= Mihály Teleki =

Chancellor of Transylvania (1634–1690)

Mihály Teleki (Oradea, Principality of Transylvania, 1634 - Zărnești, 21 August 1690), was Chancellor of Transylvania and adviser to Prince Michael I Apafi.

== Biography ==
Michael Teleki (Hungarian: Teleki Mihály) was born in the Hungarian noble Teleki family. He was the only son of Johann Teleki (1614-1662) and his wife Anna Bornemisza.

In 1657, he was captain of the bodyguard of George II Rákóczi. After Rákóczi's death, he joined the camp of the new Prince of Transylvania, János Kemény. On 23 January 1662 Teleki fought on the side of Kemény against the Turks in the lost Battle of Nagyszőllős, in which Kemény was killed. Teleki was sentenced to death and his property confiscated. However, since he took the oath of allegiance to the new Prince Michael I Apafi, he was pardoned.

Related to Apafi on his mother's side, he gained considerable political influence and even became Chancellor of Transylvania in 1688.
Lord Apafi was a weak ruler, so the principality was actually run by his wife Anna Bornemisza in cooperation with Teleki.

Teleki played a role in the Anti-Habsburg Magnate conspiracy, and became in 1672 the leader of the Kurucs in Transylvania.
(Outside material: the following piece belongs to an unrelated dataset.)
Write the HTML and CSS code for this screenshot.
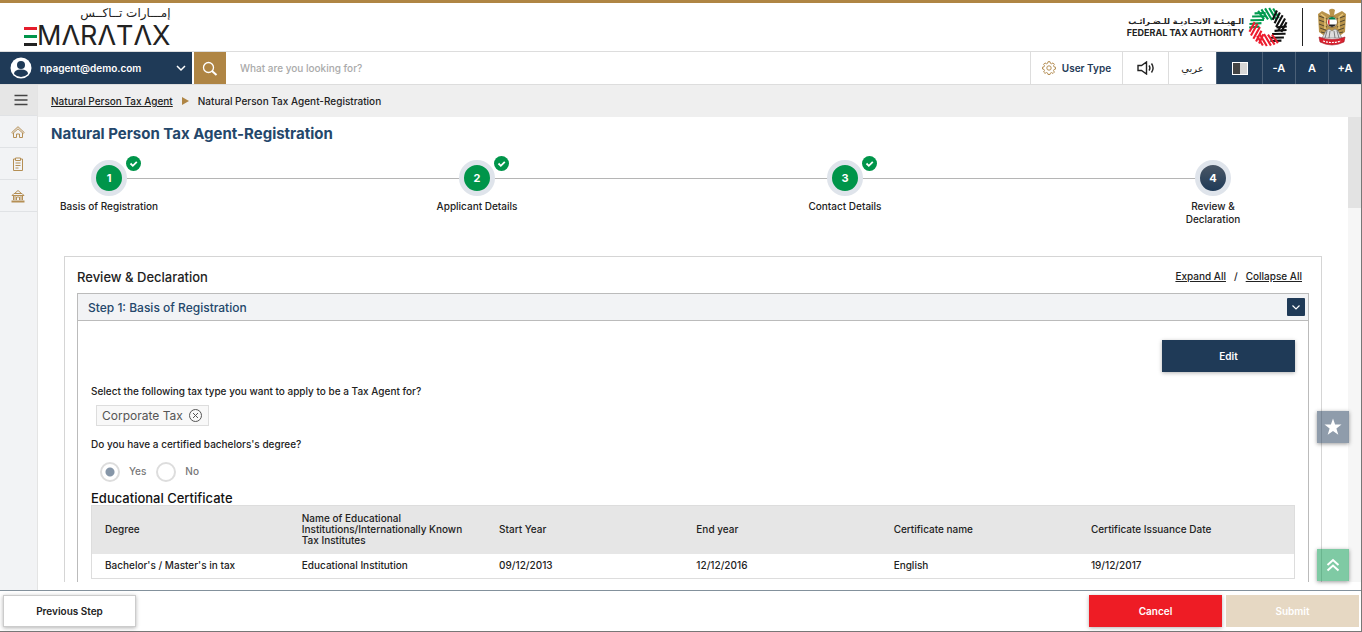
FILE: index.html
```html
<!DOCTYPE html>
<html lang="en">
<head>
  <meta charset="UTF-8" />
  <meta name="viewport" content="width=device-width, initial-scale=1" />
  <title>Natural Person Tax Agent-Registration</title>
  <link rel="stylesheet" href="styles.css">
</head>
<body>

  <header class="header">
    <a class="brand" href="#" aria-label="EmaraTax">
      <span class="brand-ar" lang="ar" dir="rtl">إمـــارات تــاكــس</span>
      <span class="brand-en"><span class="brand-bars"></span>MΛRΛTΛX</span>
    </a>
    <div class="authority">
      <div class="authority-name">
        <span class="authority-ar" lang="ar" dir="rtl">الـهيـئـة الاتحـاديـة للـضـرائـب</span>
        <span class="authority-en">FEDERAL TAX AUTHORITY</span>
      </div>
      <svg class="ring" viewBox="-20 -20 40 40" aria-hidden="true">
        <defs>
          <g id="hatch" fill="none" stroke-width="2.100">
            <path d="M-12-14.500L-5-7M-9-16.500L-1-7.500M-5.500-18L3-7.500M-1.500-19L7-8.500M2.500-19L9.500-10.500" />
          </g>
        </defs>
        <use href="#hatch" stroke="#009a4e" transform="rotate(-52)" />
        <use href="#hatch" stroke="#009a4e" transform="rotate(8)" />
        <use href="#hatch" stroke="#111" transform="rotate(68)" />
        <use href="#hatch" stroke="#111" transform="rotate(128)" />
        <use href="#hatch" stroke="#ed1c2e" transform="rotate(188)" />
        <use href="#hatch" stroke="#ed1c2e" transform="rotate(248)" />
      </svg>
      <span class="divider"></span>
      <svg class="emblem" viewBox="0 0 30 38" aria-hidden="true">
        <path d="M12 2q3-2.500 6 0l-1 5 4-2 4-2 4 3-1 18-7 5H9l-7-5L1 6l4-3 8 4z" fill="#b8934a" />
        <path d="M2 8l8 3M2 12l8 3M2 16l8 3M3 20l8 3M4 24l8 2M28 8l-8 3M28 12l-8 3M28 16l-8 3M27 20l-8 3M26 24l-8 2" stroke="#54482f" fill="none" />
        <path d="M4 6l4 3v12M26 6l-4 3v12" stroke="#e7c577" stroke-width="1.500" fill="none" />
        <circle cx="15" cy="14" r="5.500" fill="#fff" stroke="#8d6a2e" />
        <path d="M11 11.500a4.500 4.500 0 0 1 8 0z" fill="#00804a" />
        <path d="M11 16.500a4.500 4.500 0 0 0 8 0z" fill="#222" />
        <path d="M12.500 10.500v7a4.500 4.500 0 0 1 0-7z" fill="#e21f2d" />
        <path d="M9 23l3-2 3 2 3-2 3 2 4 7H5z" fill="#ddd" stroke="#777" stroke-width=".6" />
        <path d="M10 23l-2 7M13 23l-1 7M17 23l1 7M20 23l2 7" stroke="#555" stroke-width=".7" />
        <path d="M2 29q13 5 26 0l-1 5q-12 6-24 0z" fill="#d9202e" stroke="#a31824" stroke-width=".6" />
        <path d="M6 33q9 3 18 0" stroke="#fff" stroke-width="1.200" stroke-dasharray="2 1" fill="none" />
      </svg>
    </div>
  </header>

  <div class="toolbar">
    <button class="account" type="button">
      <svg width="22" height="22" viewBox="0 0 22 22" aria-hidden="true">
        <circle cx="11" cy="11" r="10.500" fill="#fff" />
        <circle cx="11" cy="8" r="4" fill="#1f3a57" />
        <path d="M4 17q0-4.500 7-4.500t7 4.500q-3 3-7 3t-7-3z" fill="#1f3a57" />
      </svg>
      <span class="account-name">npagent@demo.com</span>
      <svg width="10" height="8" viewBox="0 0 10 8" aria-hidden="true"><path d="M1 2l4 4 4-4" fill="none" stroke="#fff" stroke-width="1.500" /></svg>
    </button>
    <button class="search-btn" type="button" aria-label="Search">
      <svg width="16" height="16" viewBox="0 0 16 16" fill="none" stroke="#fff" aria-hidden="true">
        <circle cx="6.500" cy="7.500" r="5" stroke-width="1.300" />
        <path d="M10 11l4.500 4" stroke-width="2" />
      </svg>
    </button>
    <input class="search" type="text" placeholder="What are you looking for?" aria-label="What are you looking for?">
    <button class="tool user-type" type="button">
      <svg width="14" height="14" viewBox="0 0 14 14" fill="none" stroke="#b58f55" aria-hidden="true">
        <path d="M6 .7h2l.4 1.600 1.200.5 1.400-.9 1.400 1.400-.9 1.400.5 1.200 1.500.3v1.900l-1.500.4-.5 1.200.9 1.400-1.400 1.400-1.400-.9-1.200.5L8 13.500H6l-.4-1.500-1.200-.5-1.400.9L1.600 11l.9-1.400L2 8.400.5 8V6.200L2 5.900l.5-1.200-.9-1.400L3 1.900l1.400.9 1.200-.5z" />
        <circle cx="7" cy="7" r="2.200" />
      </svg>
      User Type
    </button>
    <button class="tool sound" type="button" aria-label="Read aloud">
      <svg width="18" height="14" viewBox="0 0 18 14" fill="none" stroke="#222" stroke-width="1.400" aria-hidden="true">
        <path d="M1 4.500h3.500L9.500 1v12L4.500 9.500H1zM12 4.500q1.800 2.500 0 5M14.500 2.500q3.200 4.500 0 9" />
      </svg>
    </button>
    <button class="tool arabic" type="button" lang="ar">عربي</button>
    <button class="tool dark contrast" type="button" aria-label="Contrast">
      <svg width="16" height="13" viewBox="0 0 16 13" aria-hidden="true">
        <path d="M0 0h16v13H0z" fill="#fff" />
        <path d="M1 1h7v11H1z" fill="#444" />
        <path d="M8 1h7v11H8z" fill="#d6d6d6" />
      </svg>
    </button>
    <button class="tool dark" type="button">-A</button>
    <button class="tool dark" type="button">A</button>
    <button class="tool dark" type="button">+A</button>
  </div>

  <div class="page">
    <nav class="sidebar" aria-label="Main">
      <button class="side-item menu" type="button" aria-label="Menu">
        <svg width="14" height="12" viewBox="0 0 14 12" stroke="#444" stroke-width="1.500" aria-hidden="true"><path d="M.5 1.500h13M.5 6h13M.5 10.500h13" /></svg>
      </button>
      <a class="side-item" href="#" aria-label="Home">
        <svg width="14" height="14" viewBox="0 0 14 14" fill="none" stroke="#b58f55" aria-hidden="true">
          <path d="M.8 7.500L7 1.700l6.200 5.800-1 1L7 3.800 1.800 8.500zM2.500 8v4.500h3V9h3v3.500h3V8" />
        </svg>
      </a>
      <a class="side-item" href="#" aria-label="Requests">
        <svg width="14" height="14" viewBox="0 0 14 14" fill="none" stroke="#b58f55" aria-hidden="true">
          <path d="M4.500 2h-2v11.500h9V2h-2M4.500 1h5v2.500h-5zM4.500 6h5M4.500 8.500h5M4.500 11h3" />
        </svg>
      </a>
      <a class="side-item" href="#" aria-label="Authority">
        <svg width="14" height="14" viewBox="0 0 14 14" fill="none" stroke="#b58f55" aria-hidden="true">
          <path d="M3.500 4.500L7 1.500l3.500 3M1 6.500l2-2h8l2 2zM2.500 7v4M11.500 7v4M5.500 11V8h3v3M4 7v4M10 7v4" />
          <path d="M.5 12.500h13" stroke-width="2" />
        </svg>
      </a>
    </nav>

    <main class="main">
      <nav class="breadcrumb" aria-label="Breadcrumb">
        <a href="#">Natural Person Tax Agent</a>
        <span class="arrow"></span>
        <span>Natural Person Tax Agent-Registration</span>
      </nav>

      <div class="scroller">
        <div class="content">
          <h1>Natural Person Tax Agent-Registration</h1>

          <ol class="steps">
            <li class="step done">
              <span class="dot">1</span>
              <svg class="tick" viewBox="0 0 15 15" aria-hidden="true"><circle cx="7.500" cy="7.500" r="7.500" fill="#00954a" /><path d="M4.500 7.500l2.300 2.300 4-4" fill="none" stroke="#fff" stroke-width="1.800" /></svg>
              <span class="step-label">Basis of Registration</span>
            </li>
            <li class="step done">
              <span class="dot">2</span>
              <svg class="tick" viewBox="0 0 15 15" aria-hidden="true"><circle cx="7.500" cy="7.500" r="7.500" fill="#00954a" /><path d="M4.500 7.500l2.300 2.300 4-4" fill="none" stroke="#fff" stroke-width="1.800" /></svg>
              <span class="step-label">Applicant Details</span>
            </li>
            <li class="step done">
              <span class="dot">3</span>
              <svg class="tick" viewBox="0 0 15 15" aria-hidden="true"><circle cx="7.500" cy="7.500" r="7.500" fill="#00954a" /><path d="M4.500 7.500l2.300 2.300 4-4" fill="none" stroke="#fff" stroke-width="1.800" /></svg>
              <span class="step-label">Contact Details</span>
            </li>
            <li class="step current">
              <span class="dot">4</span>
              <span class="step-label">Review &amp;<br>Declaration</span>
            </li>
          </ol>

          <section class="card">
            <div class="card-head">
              <h2>Review &amp; Declaration</h2>
              <div class="toggles"><a href="#">Expand All</a><span>/</span><a href="#">Collapse All</a></div>
            </div>

            <div class="panel">
              <div class="panel-head">
                <h3>Step 1: Basis of Registration</h3>
                <button class="collapse" type="button" aria-label="Collapse">
                  <svg width="10" height="8" viewBox="0 0 10 8" aria-hidden="true"><path d="M1.500 2.500L5 6l3.500-3.500" fill="none" stroke="#fff" stroke-width="1.200" /></svg>
                </button>
              </div>
              <div class="panel-body">
                <button class="btn edit" type="button">Edit</button>

                <p class="question">Select the following tax type you want to apply to be a Tax Agent for?</p>
                <div class="chip">
                  Corporate Tax
                  <button type="button" aria-label="Remove Corporate Tax">
                    <svg width="13" height="13" viewBox="0 0 13 13" fill="none" stroke="#555" aria-hidden="true"><circle cx="6.500" cy="6.500" r="6" /><path d="M4 4l5 5M9 4L4 9" /></svg>
                  </button>
                </div>

                <fieldset class="degree">
                  <legend class="question">Do you have a certified bachelors's degree?</legend>
                  <input type="radio" name="degree" id="degree-yes" checked><label for="degree-yes">Yes</label>
                  <input type="radio" name="degree" id="degree-no"><label for="degree-no">No</label>
                </fieldset>

                <h4>Educational Certificate</h4>
                <table>
                  <thead>
                    <tr>
                      <th>Degree</th>
                      <th>Name of Educational Institutions/Internationally Known Tax Institutes</th>
                      <th>Start Year</th>
                      <th>End year</th>
                      <th>Certificate name</th>
                      <th class="last">Certificate Issuance Date</th>
                    </tr>
                  </thead>
                  <tbody>
                    <tr>
                      <td>Bachelor's / Master's in tax</td>
                      <td>Educational Institution</td>
                      <td>09/12/2013</td>
                      <td>12/12/2016</td>
                      <td>English</td>
                      <td>19/12/2017</td>
                    </tr>
                  </tbody>
                </table>
              </div>
            </div>
          </section>
        </div>
        <div class="scrollbar"><div class="thumb"></div></div>

        <div class="floating">
          <button class="float-btn star" type="button" aria-label="Rate">
            <svg width="18" height="18" viewBox="0 0 18 18" aria-hidden="true"><path d="M9 .5l2.100 6h6.400l-5.100 3.900 1.900 6.300L9 12.900l-5.300 3.800 1.900-6.300L.5 6.500h6.400z" fill="#fff" /></svg>
          </button>
          <button class="float-btn up" type="button" aria-label="Back to top">
            <svg width="14" height="14" viewBox="0 0 14 14" fill="none" stroke="#fff" stroke-width="2" aria-hidden="true"><path d="M1.500 7L7 2l5.500 5M1.500 12.500L7 7.500l5.500 5" /></svg>
          </button>
        </div>
      </div>
    </main>
  </div>

  <footer class="footer">
    <button class="btn previous" type="button">Previous Step</button>
    <button class="btn cancel" type="button">Cancel</button>
    <button class="btn submit" type="button" disabled>Submit</button>
  </footer>

</body>
</html>
```
FILE: styles.css
```css
* {
  box-sizing: border-box;
}

body {
  display: flex;
  flex-direction: column;
  height: 100vh;
  margin: 0;
  overflow: hidden;
  border-right: 1px solid #777;
  border-bottom: 1px solid #777;
  background: #fff;
  color: #222;
  font-family: Inter, "DejaVu Sans", sans-serif;
  font-size: 10px;
  font-weight: 500;
}

button,
input {
  font: inherit;
}

button {
  padding: 0;
  border: 0;
  cursor: pointer;
}

a {
  color: inherit;
}

h1,
h2,
h3,
h4,
p {
  margin: 0;
}

/* header */
.header {
  display: flex;
  justify-content: space-between;
  height: 52px;
  border-top: 3px solid #af8544;
  border-bottom: 1px solid #ddd;
}

.brand {
  display: flex;
  flex-direction: column;
  align-items: flex-end;
  margin-left: 24px;
  text-decoration: none;
}

.brand-ar {
  font-family: "DejaVu Sans", sans-serif;
  font-size: 12px;
  line-height: 20px;
}

.brand-en {
  display: flex;
  align-items: center;
  font-size: 27px;
  font-weight: 400;
  line-height: 26px;
}

.brand-bars {
  width: 13px;
  height: 19px;
  border-top: 3px solid #e51d2c;
  border-bottom: 3px solid #222;
  background: linear-gradient(#00954a, #00954a) center / 100% 3px no-repeat;
}

.authority {
  display: flex;
  align-items: center;
  margin-right: 14px;
}

.authority-name {
  display: flex;
  flex-direction: column;
  align-items: flex-end;
}

.authority-ar {
  font-family: "DejaVu Sans", sans-serif;
  font-size: 8px;
  font-weight: 700;
  line-height: 12px;
}

.authority-en {
  font-size: 9px;
  font-weight: 700;
  line-height: 10px;
}

.ring {
  width: 40px;
  height: 40px;
  margin-left: 4px;
}

.divider {
  height: 38px;
  margin: 0 14px;
  border-left: 1px solid #222;
}

.emblem {
  width: 30px;
  height: 38px;
}

/* toolbar */
.toolbar {
  display: flex;
  height: 33px;
  border-bottom: 1px solid #ddd;
}

.account {
  display: flex;
  align-items: center;
  width: 192px;
  margin-right: 2px;
  padding: 0 6px 0 10px;
  background: #1f3a57;
  color: #fff;
  font-weight: 600;
}

.account-name {
  flex: 1;
  margin-left: 8px;
  text-align: left;
}

.search-btn {
  display: flex;
  align-items: center;
  justify-content: center;
  width: 32px;
  background: #af8544;
}

.search {
  flex: 1;
  padding: 0 14px;
  border: 0;
}

.search::placeholder {
  color: #aaa;
}

.tool {
  display: flex;
  align-items: center;
  justify-content: center;
  gap: 6px;
  width: 33px;
  border-left: 1px solid #ddd;
  background: #fff;
  color: #1f3a57;
  font-weight: 600;
}

.user-type {
  width: 92px;
}

.sound {
  width: 46px;
}

.arabic {
  width: 48px;
  color: #222;
  font-weight: 400;
}

.dark {
  border-left-color: #4b6077;
  background: #1f3a57;
  color: #fff;
  font-size: 11px;
}

.contrast {
  width: 46px;
}

/* page */
.page {
  display: flex;
  flex: 1;
  min-height: 0;
}

.sidebar {
  width: 38px;
  border-right: 1px solid #e4e4e4;
  background: #f2f3f5;
}

.side-item {
  display: flex;
  align-items: center;
  justify-content: center;
  width: 100%;
  height: 32px;
  padding-right: 2px;
  border-bottom: 1px solid #e0e2e5;
}

.menu {
  height: 31px;
  padding: 0 0 0 4px;
  background: #e6e6e6;
}

.main {
  display: flex;
  flex: 1;
  flex-direction: column;
  min-width: 0;
}

.breadcrumb {
  display: flex;
  align-items: center;
  gap: 9px;
  height: 32px;
  padding-left: 13px;
  background: #efefef;
}

.arrow {
  border: 4px solid transparent;
  border-right-width: 0;
  border-left: 7px solid #af8544;
}

.scroller {
  position: relative;
  display: flex;
  flex: 1;
  min-height: 0;
  margin-bottom: 8px;
}

.content {
  flex: 1;
  overflow: hidden;
  padding: 8px 26px 0 13px;
}

.scrollbar {
  width: 13px;
  background: #f6f6f6;
}

.thumb {
  height: 91px;
  background: #e3e3e3;
}

h1 {
  color: #24476b;
  font-size: 15px;
  font-weight: 700;
  line-height: 18px;
}

/* stepper */
.steps {
  position: relative;
  display: flex;
  justify-content: space-between;
  margin: 17px 51px 0 0;
  padding: 0;
  list-style: none;
}

.steps::before {
  position: absolute;
  top: 18px;
  right: 58px;
  left: 58px;
  border-top: 1px solid #b5b5b5;
  content: "";
}

.step {
  position: relative;
  display: flex;
  flex-direction: column;
  align-items: center;
  width: 116px;
}

.dot {
  display: flex;
  align-items: center;
  justify-content: center;
  width: 36px;
  height: 36px;
  border: 5px solid #dfe4eb;
  border-radius: 50%;
  background: #00954a;
  color: #fff;
  font-size: 11px;
  font-weight: 700;
}

.current .dot {
  background: linear-gradient(#4a5665, #1f3a57);
}

.tick {
  position: absolute;
  top: -4px;
  right: 26px;
  width: 15px;
  height: 15px;
}

.step-label {
  margin-top: 4px;
  line-height: 13px;
  text-align: center;
}

/* review card */
.card {
  margin: 30px 0 0 13px;
  padding: 12px 12px 40px;
  border: 1px solid #d5d5d5;
}

.card-head {
  display: flex;
  align-items: flex-start;
  justify-content: space-between;
  padding: 0 7px 7px 0;
}

h2 {
  font-size: 13px;
  font-weight: 500;
  line-height: 17px;
}

.toggles {
  display: flex;
  gap: 8px;
  line-height: 14px;
}

.panel {
  border: 1px solid #bbb;
}

.panel-head {
  display: flex;
  align-items: center;
  justify-content: space-between;
  height: 27px;
  padding: 0 3px 0 10px;
  border-bottom: 1px solid #bbb;
  background: #f2f3f5;
}

h3 {
  color: #24476b;
  font-size: 12px;
  font-weight: 500;
}

.collapse {
  display: flex;
  align-items: center;
  justify-content: center;
  width: 18px;
  height: 18px;
  border-radius: 1px;
  background: #1f3a57;
}

.panel-body {
  display: flex;
  flex-direction: column;
  padding: 19px 13px 40px;
}

.btn {
  width: 133px;
  height: 32px;
  box-shadow: 0 1px 4px rgba(0, 0, 0, 0.3);
  color: #fff;
  font-weight: 600;
}

.edit {
  align-self: flex-end;
  background: #1f3a57;
}

.question {
  padding: 0;
  line-height: 13px;
}

.edit + .question {
  margin-top: 13px;
}

.chip {
  display: flex;
  align-items: center;
  align-self: flex-start;
  gap: 6px;
  height: 21px;
  margin: 7px 0 12px 5px;
  padding: 0 6px 0 5px;
  border: 1px solid #ddd;
  background: #f8f8f8;
  color: #555;
  font-size: 12px;
  font-weight: 400;
}

.chip button {
  display: flex;
  background: none;
}

.degree {
  display: flex;
  align-items: center;
  margin: 0;
  padding: 0 0 0 9px;
  border: 0;
  color: #777;
}

.degree legend {
  margin-left: -9px;
  color: #222;
}

.degree input {
  width: 20px;
  height: 20px;
  margin: 11px 9px 9px 0;
  border: 2px solid #ddd;
  border-radius: 50%;
  appearance: none;
}

.degree input:checked {
  background: radial-gradient(circle, #8696a8 4px, transparent 5px);
}

.degree label {
  margin-right: 10px;
}

h4 {
  color: #111;
  font-size: 13px;
  font-weight: 500;
  line-height: 14px;
}

table {
  width: 100%;
  border: 1px solid #ddd;
  border-collapse: collapse;
  table-layout: fixed;
}

th,
td {
  height: 25px;
  padding: 0 13px;
  font-weight: 500;
  line-height: 11px;
  text-align: left;
}

th {
  width: 16.4%;
  height: 48px;
  background: #e6e6e6;
}

.last {
  width: auto;
}

/* floating buttons */
.floating {
  position: absolute;
  right: 12px;
  bottom: 1px;
  display: flex;
  flex-direction: column;
  gap: 106px;
}

.float-btn {
  display: flex;
  align-items: center;
  justify-content: center;
  width: 32px;
  height: 32px;
  box-shadow: 0 1px 4px rgba(0, 0, 0, 0.4);
}

.star {
  background: rgba(31, 58, 87, 0.5);
}

.up {
  background: rgba(0, 149, 74, 0.5);
}

/* footer */
.footer {
  display: flex;
  align-items: flex-start;
  gap: 4px;
  height: 41px;
  padding: 4px 2px 0 3px;
  border-top: 1px solid #83919c;
}

.previous {
  margin-right: auto;
  border: 1px solid #ccc;
  background: #fff;
  color: #222;
}

.cancel {
  background: #ee1c25;
}

.submit {
  background: #e6d8c3;
  box-shadow: none;
}
```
After his unsuccessful siege of Prešov, his star among the insurgents began to decline, and the Kurucs chose Imre Thököly as their leader. After that, Teleki completely turned away from the Kurucs and fundamentally changed his policy.

Influenced by the victory of the imperial troops at the Battle of Kahlenberg near Vienna in 1683, Teleki, an outspoken power politician who knew that the Austrian Empire would now be the dominant political power in Central Europe, became a supporter of Imperial Austria. For this support, he was elevated to an imperial count of the Holy Roman Empire by Emperor Leopold I in 1685.
After recapturing Buda in 1686, Field Marshal Antonio Caraffa occupied Transylvania in 1687. Teleki and the influential nobles of Transylvania sided with Caraffa.

In August 1690, Imre Thököly invaded Transylvania at the head of an army consisting of Kurucs and Turks. On 21 August, he defeated the Imperial troops commanded by Michael Teleki and the Austrian General Donat Johann Heissler von Heitersheim in the Battle of Zernest. Teleki fell in battle and Heissler was taken prisoner.

Teleki was buried in the Evangelical Reformed Church in Gernyeszeg.